By the time Kepesh, a smart Jewish kid, gets to college, he makes it his mission to be sexually forward with numerous coeds, the more innocent the better; his line being "Studious by day, dissolute by night." His success ratio is quite low. But it is during his time in England on a Fulbright grant that he discovers that his unrestrained carnal indulgences with a pair of Swedish girls turn damaging to one of the girls and to his studies. Later, while at Stanford pursuing his doctorate, Kepesh becomes consumed with Helen Baird, an exquisite California beauty who has traveled the Orient as a kept woman. Marrying Helen, despite all the warning signs of which he was well aware, results in both a divorce three years later and a loss of sexual desire for which he pays a New York psychiatrist a lot of money to sort through.

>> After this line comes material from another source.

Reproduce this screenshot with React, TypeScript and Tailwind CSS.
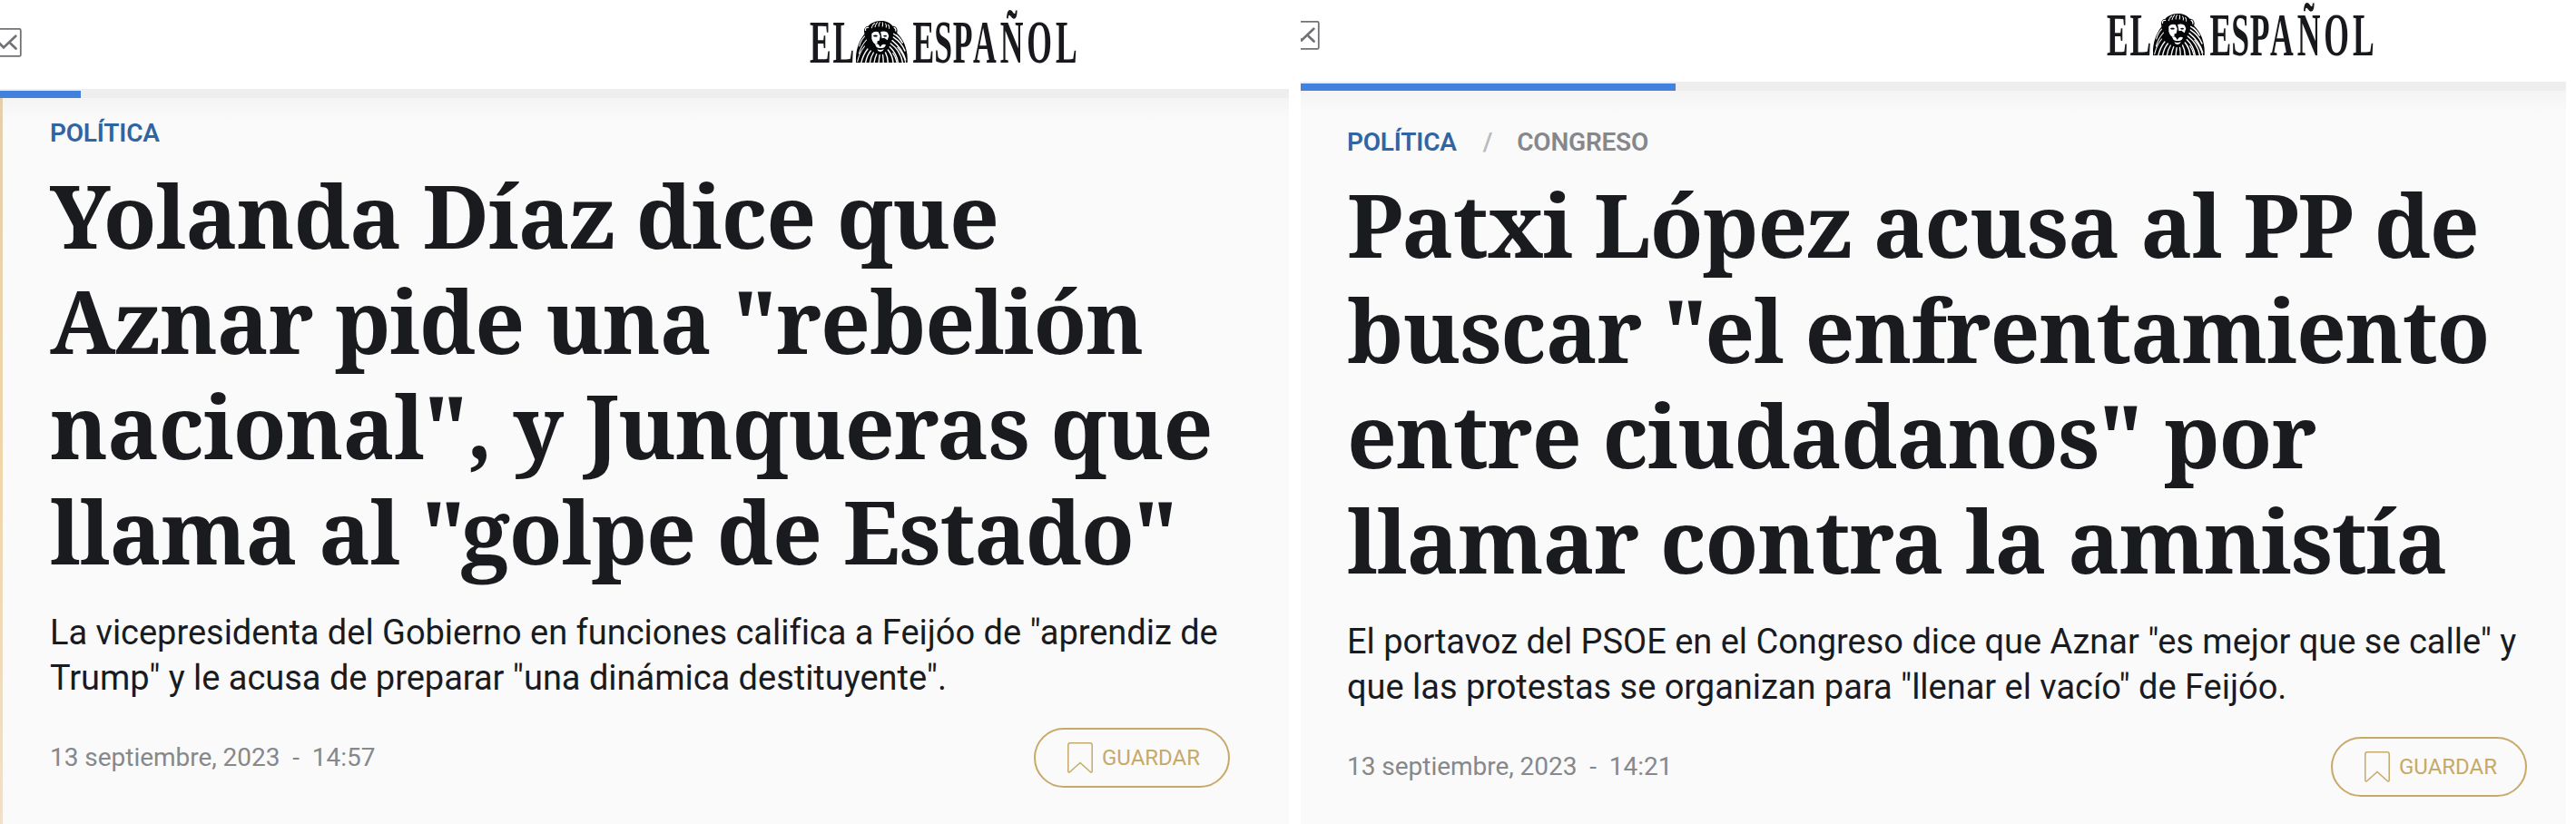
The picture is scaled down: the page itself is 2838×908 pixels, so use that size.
type Article = {
  section: string;
  subsection?: string;
  title: string[];
  summary: string[];
  date: string;
  time: string;
};

const YOLANDA: Article = {
  section: "POLÍTICA",
  title: [
    "Yolanda Díaz dice que",
    'Aznar pide una "rebelión',
    'nacional", y Junqueras que',
    'llama al "golpe de Estado"',
  ],
  summary: [
    'La vicepresidenta del Gobierno en funciones califica a Feijóo de "aprendiz de',
    'Trump" y le acusa de preparar "una dinámica destituyente".',
  ],
  date: "13 septiembre, 2023",
  time: "14:57",
};

const PATXI: Article = {
  section: "POLÍTICA",
  subsection: "CONGRESO",
  title: [
    "Patxi López acusa al PP de",
    'buscar "el enfrentamiento',
    'entre ciudadanos" por',
    "llamar contra la amnistía",
  ],
  summary: [
    'El portavoz del PSOE en el Congreso dice que Aznar "es mejor que se calle" y',
    'que las protestas se organizan para "llenar el vacío" de Feijóo.',
  ],
  date: "13 septiembre, 2023",
  time: "14:21",
};

function Lion() {
  return (
    <svg x="53" y="22.7" width="57" height="46.3" viewBox="222 68 168 139" preserveAspectRatio="none">
      {/* Melena */}
      <path
        d="M222 207C220 176 228 140 250 112C246 98 250 87 262 86C268 78 284 68 305 69C322 69 334 77 341 86C354 86 359 97 355 109C378 132 392 166 389 207Z"
        fill="#050607"
      />
      {/* Mechones */}
      <g fill="none" stroke="#fff" strokeLinecap="round" strokeWidth="4">
        <path d="M273 92q2-11 10-15M284 89q2-10 8-15M296 87q0-9 4-13M308 87q2-8 0-13M320 90q2-7-2-12M330 94q2-6-3-12" strokeWidth="3" />
        <path d="M253 100q-1-10 9-9M346 91q7 3 5 11" strokeWidth="3.6" />
        <path d="M250 120q-13 14-17 33M256 132q-17 19-24 45M250 153q-16 20-23 50" strokeWidth="3.2" />
        <path d="M260 162q-15 19-21 46M270 168q-13 16-17 41M279 174q-9 14-12 35M289 179q-6 13-8 30M299 182q-2 12-3 27M309 181q2 13 2 27" />
        <path d="M318 174q8 15 8 35M326 165q15 18 17 44M332 155q23 22 27 54M335 144q32 24 39 65M340 134q33 27 43 64M344 123q27 18 37 45M345 112q17 10 28 29" strokeWidth="4.4" />
        <path d="M354 116q11 9 17 23M357 157q20 22 26 49M342 176q10 13 13 33" strokeWidth="3.2" />
      </g>
      {/* Cara */}
      <path d="M273 111q10-10 22-5l6 13-4 18-11 10q-11-6-13-20z" fill="#fff" />
      <path d="M302 105q12-4 23 3l4 11-5 14-10-8-8 2z" fill="#fff" />
      <path d="M278 118q8-5 15 1-7 5-14 1zM310 119q7-5 13 0-6 5-11 1z" fill="#050607" />
      <path d="M284 147q7-5 13 2l4 7 4-7q8-5 14-1-1 9-12 11h-11q-9-2-12-12zM291 163q11 5 22-1-4 10-12 9-8 0-10-8z" fill="#fff" />
      <path d="M290 137q11-5 21 0-2 9-9 11-9-3-12-11z" fill="#050607" />
    </svg>
  );
}

function Logo() {
  return (
    <svg width="300" height="76" viewBox="0 0 300 76" className="overflow-visible" aria-label="El Español">
      <g
        transform="scale(.52 1)"
        fill="#17191c"
        fontFamily="'Liberation Serif', serif"
        fontWeight="700"
        fontSize="68.5"
      >
        <text x="4 53" y="69">EL</text>
        <text x="222 268 307 350 407 464 525" y="69">ESPAÑOL</text>
      </g>
      <Lion />
    </svg>
  );
}

function MailIcon() {
  return (
    <svg width="24" height="34" viewBox="0 0 24 34" fill="none" stroke="#6f7175">
      <rect x="-14" y="1.9" width="36.8" height="30" rx="1.5" strokeWidth="1.8" />
      <path d="M-9 9 4 22.4 17.3 9.7M12 18.3l5.5 5.2" strokeWidth="2.7" strokeLinecap="round" />
    </svg>
  );
}

function SaveButton() {
  return (
    <button
      type="button"
      className="flex h-[66px] w-[216px] items-center rounded-full border-2 border-[#c7a968] pl-[35px] text-[24px] text-[#c7a968]"
    >
      <svg width="28" height="34" viewBox="0 0 28 34" fill="none" stroke="currentColor" strokeWidth="1.5">
        <path d="M3 .8h22q2.2 0 2.2 2.2v28.5q0 2.4-1.8 1.2L14 22.4 2.6 32.7Q.8 33.9.8 31.5V3Q.8.8 3 .8z" />
      </svg>
      <span className="ml-[10px] leading-8">GUARDAR</span>
    </button>
  );
}

function ArticleBody({ article }: { article: Article }) {
  return (
    <article>
      <div className="flex text-[28px] font-semibold leading-8 tracking-[-0.2px]">
        <span className="text-[#3164a3]">{article.section}</span>
        {article.subsection && (
          <>
            <span className="ml-[29px] text-[#b9bbbe]">/</span>
            <span className="ml-[27px] text-[#85878a]">{article.subsection}</span>
          </>
        )}
      </div>
      <h1 className="mt-[16px] whitespace-nowrap font-['Noto_Serif',serif] text-[96px] font-bold leading-[116px] tracking-[-1.08px]">
        {article.title.map((line) => (
          <span key={line} className="block">{line}</span>
        ))}
      </h1>
      <p className="mt-[29px] whitespace-nowrap text-[38px] leading-[50px] tracking-[-0.02px]">
        {article.summary.map((line) => (
          <span key={line} className="block">{line}</span>
        ))}
      </p>
      <div className="mt-[30px] flex items-center justify-between">
        <p className="whitespace-pre text-[28px] leading-8 tracking-[-0.03px] text-[#86888b]">
          {article.date}{"  -  "}{article.time}
        </p>
        <SaveButton />
      </div>
    </article>
  );
}

export default function App() {
  return (
    <div className="flex h-[908px] w-[2838px] overflow-hidden bg-white font-['Roboto',sans-serif] text-[#191b1e]">
      {/* Captura izquierda */}
      <section className="flex w-[1420px] flex-col bg-[#fafafa]">
        <header className="flex h-[98px] items-start bg-white">
          <div className="pt-[30px]"><MailIcon /></div>
          <div className="ml-[866px]"><Logo /></div>
        </header>
        <div className="h-[10px] bg-[#eeeeee] pt-[2px]">
          <div className="h-2 w-[89px] bg-[#4382dc]" />
        </div>
        <div className="flex flex-1">
          <div className="w-[3px] bg-linear-to-b from-[#e5cfaa] via-[#efd5a8] to-[#f0dfca]" />
          <div className="flex-1 bg-linear-to-b from-[#f4f4f4] to-[#fafafa] to-[24px] pl-[52px] pr-[65px] pt-[23px]">
            <ArticleBody article={YOLANDA} />
          </div>
        </div>
      </section>

      {/* Captura derecha */}
      <section className="ml-[13px] flex w-[1394px] flex-col bg-[#fafafa]">
        <header className="flex h-[90px] items-start bg-white">
          <div className="w-[20.5px] overflow-hidden pt-[22px]">
            <div className="ml-[-3.5px]"><MailIcon /></div>
          </div>
          <div className="ml-[865px] mt-[-8px]"><Logo /></div>
        </header>
        <div className="h-[10px] bg-[#eeeeee] pt-[2px]">
          <div className="h-2 w-[413px] bg-[#4382dc]" />
        </div>
        <div className="flex-1 bg-linear-to-b from-[#f4f4f4] to-[#fafafa] to-[24px] pl-[51px] pr-[43px] pt-[41px]">
          <ArticleBody article={PATXI} />
        </div>
      </section>
    </div>
  );
}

The writing, as in all of Roth's books, is simply unparalleled in its erudition and dialog, although that's not to say that the constant replay of Kepesh's conflicts and agonies does not get a bit tedious. Also, his indulgence in free format dialog at times leaves the reader guessing about the speaker's identity. Being a literature professor, Kepesh finds both Chekhov and Kafka pertinent to his dilemmas and visits the birthplace and resting place of Kafka in Prague with Claire. Kepesh has certainly been chastened and has mellowed from his fixations on bodily pleasures by the time he meets Claire, which makes it all the more difficult to understand in a highly intelligent, introspective man a persistence in tendencies towards self-destructiveness. I suppose Kepesh is teaching us something - just not sure what.